= Hedone =

Greek goddess of sensuality and pleasure

Hedone (ἡδονή) is the Greek word meaning "pleasure". It was an important concept in Ancient Greek philosophy, especially in the Epicurean school. It is also the root of the English word "hedonism".

In Greek mythology, Hedone is personified as a goddess of pleasure, enjoyment, and delight, as the daughter born from the union of Eros (personification of love) and Psyche (personification of the soul). She was associated more specifically with sensual pleasure. Her opposites were the Algea, personifications of pain. Her equivalent in Roman mythology is Voluptas. There is no evidence that she was ever the object of cult worship.

== Aristotle's Hēdonē==
Aristotle identified it as one of the two elements or components of pathe, with the other being lype or pain. Aristotle described pathe in these words: "Let the emotions be all those things on account of which people change their minds and differ in regard to their judgments, and upon which attend pain and pleasure."

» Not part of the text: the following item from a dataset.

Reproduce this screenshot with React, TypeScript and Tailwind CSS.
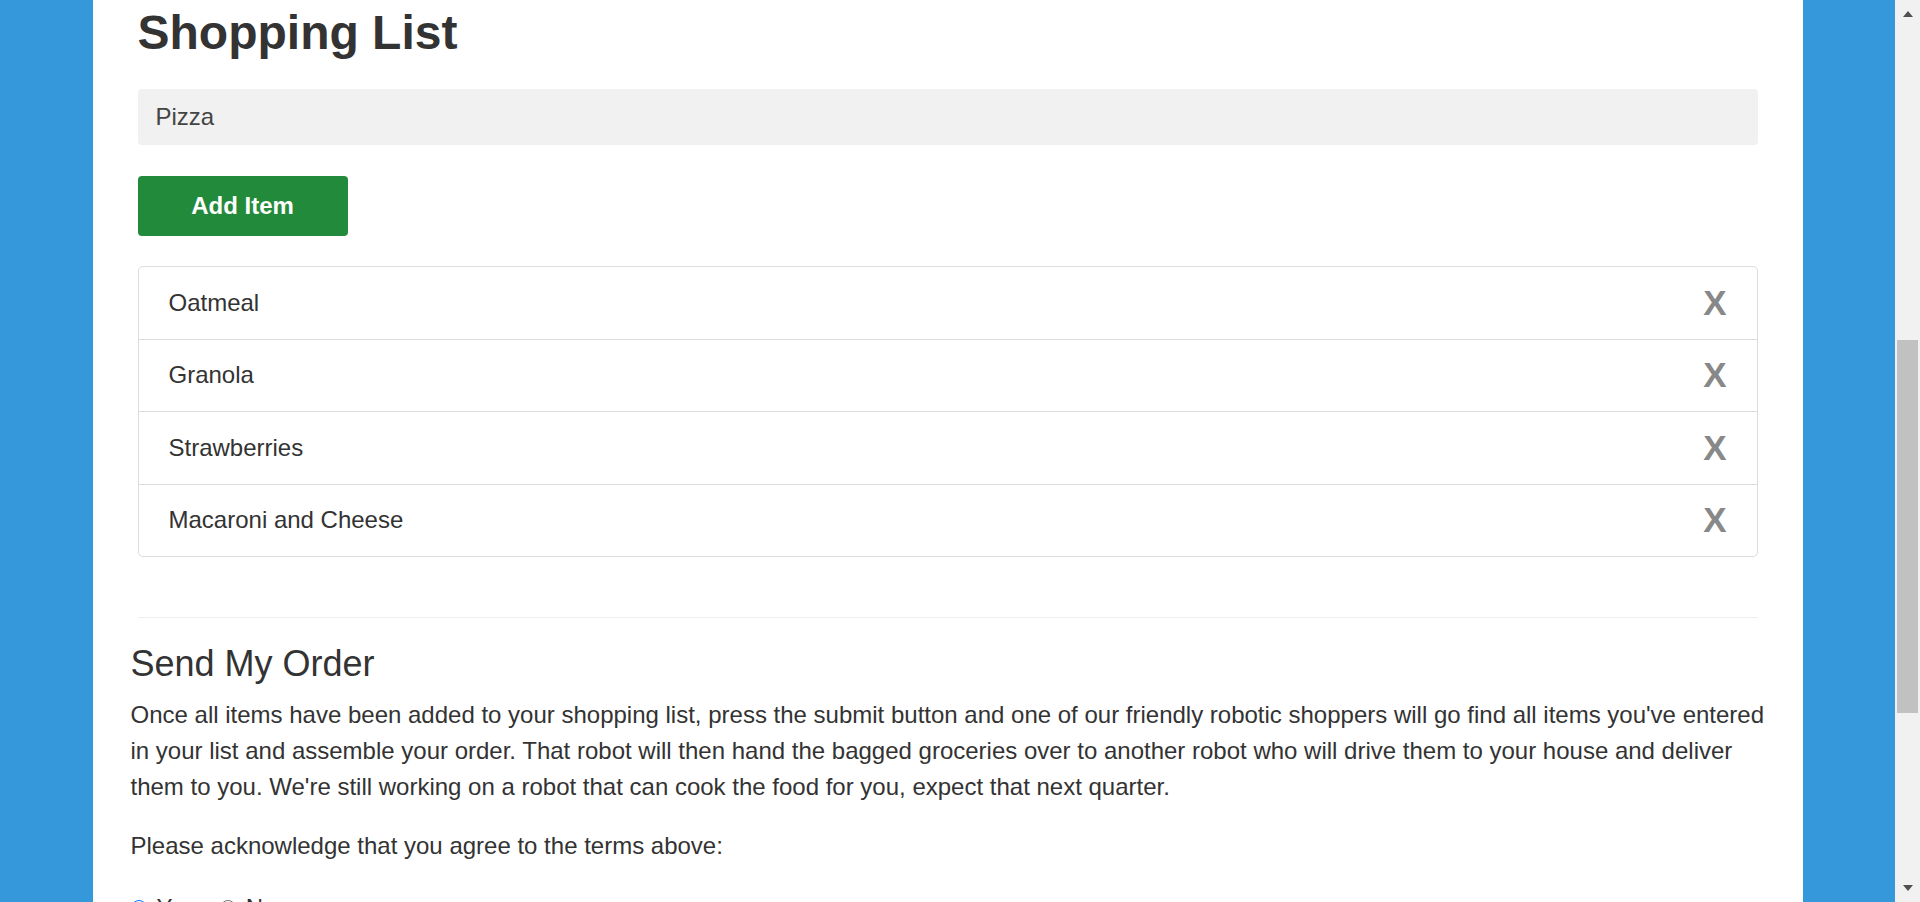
import { useState } from "react";

const items = ["Oatmeal", "Granola", "Strawberries", "Macaroni and Cheese"];

function Scrollbar() {
  return (
    <div className="relative w-[25px] shrink-0 bg-[#f1f1f1]">
      {/* up arrow */}
      <div className="absolute left-[8px] top-[11px] h-0 w-0 border-x-[5px] border-b-[6px] border-x-transparent border-b-[#505050]" />
      {/* thumb */}
      <div className="absolute left-[2px] top-[340px] h-[373px] w-[21px] bg-[#c1c1c1]" />
      {/* down arrow */}
      <div className="absolute left-[8px] top-[885px] h-0 w-0 border-x-[5px] border-t-[6px] border-x-transparent border-t-[#505050]" />
    </div>
  );
}

export default function App() {
  const [list, setList] = useState(items);
  const [text, setText] = useState("Pizza");
  const [agree, setAgree] = useState("yes");

  return (
    <div className="flex h-[902px] overflow-hidden bg-[#3498db] font-['Liberation_Sans',Arial,sans-serif] text-[#333]">
      <div className="flex flex-1 justify-center">
        <main className="w-[1710px] bg-white px-[38px] pt-[6px]">
          <div className="px-[7px]">
            <h1 className="text-[48px] font-bold leading-[53px]">Shopping List</h1>

            <input
              value={text}
              onChange={(e) => setText(e.target.value)}
              className="mt-[30px] block h-[56px] w-full rounded-[4px] bg-[#f1f1f1] px-[18px] text-[24px] text-[#444] outline-none"
            />

            <button
              onClick={() => text && setList([...list, text])}
              className="mt-[31px] h-[60px] w-[210px] rounded-[4px] bg-[#228b3b] text-[24px] font-bold text-white"
            >
              Add Item
            </button>

            <ul className="mt-[30px] rounded-[5px] border border-[#ddd]">
              {list.map((item, i) => (
                <li
                  key={item + i}
                  className="flex items-center justify-between border-t border-[#ddd] px-[30px] py-[17.75px] text-[24px] leading-[36px] first:border-t-0"
                >
                  <span>{item}</span>
                  <button
                    onClick={() => setList(list.filter((_, j) => j !== i))}
                    className="text-[35px] font-bold leading-[36px] text-[#888]"
                  >
                    X
                  </button>
                </li>
              ))}
            </ul>

            <hr className="mt-[60px] border-t border-[#eee]" />
          </div>

          <h2 className="mt-[26px] text-[36px] leading-[39.6px]">Send My Order</h2>
          <p className="mt-[13.5px] text-[24px] leading-[36px]">
            Once all items have been added to your shopping list, press the submit button and one of our
            friendly robotic shoppers will go find all items you've entered in your list and assemble your
            order. That robot will then hand the bagged groceries over to another robot who will drive them
            to your house and deliver them to you. We're still working on a robot that can cook the food for
            you, expect that next quarter.
          </p>
          <p className="mt-[23px] text-[24px] leading-[36px]">
            Please acknowledge that you agree to the terms above:
          </p>

          <div className="mt-[26px] flex items-center text-[24px] leading-[36px]">
            <label className="flex items-center">
              <input
                type="radio"
                name="agree"
                checked={agree === "yes"}
                onChange={() => setAgree("yes")}
                className="m-0 h-[16px] w-[16px] accent-[#0075ff]"
              />
              <span className="ml-[10px]">Yes</span>
            </label>
            <label className="ml-[24px] flex items-center">
              <input
                type="radio"
                name="agree"
                checked={agree === "no"}
                onChange={() => setAgree("no")}
                className="m-0 h-[16px] w-[16px]"
              />
              <span className="ml-[10px]">No</span>
            </label>
          </div>
        </main>
      </div>
      <Scrollbar />
    </div>
  );
}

Hēdonē, is part of Aristotle's account of virtue, such that 'pleasure' (along with pain) is said to reveal a person's character. It is good if it is a consequence of a virtuous life – as opposed to the position Aristippus, who holds that hēdonē is "wholly good". An example is the concept of proper pleasure or oikeia hedone, which Aristotle discusses in /Poetics/ and considers a process of restoration. Martin Heidegger interprets Aristotelian hēdonē: that pleasure is a movement of the soul and that tranquility arises from it.

== In Epicureanism ==
In the philosophy of Epicurus, hēdonē is described as a pleasure that may or may not derive from actions that are virtuous, whereas another form of pleasure, terpsis, is always virtuous. Another Epicurean reading, which distinguished hēdonē from terpsis, referred to it as a feeling of pleasure that is episodic and might or might not be beneficial. According to the Stanford Encyclopedia of Philosophy, Epicurus uses hēdonē in reference to only physical pleasures.

== Stoicism ==
The Stoics held a negative view of hēdonē, arguing that it is not in accordance with nature and reason. This can be understood within the philosophy's position that emotions are by definition excessive or are excessive impulses that exceed the measure of natural reason and – as in other forms of excess – leads to other evils of irrationality.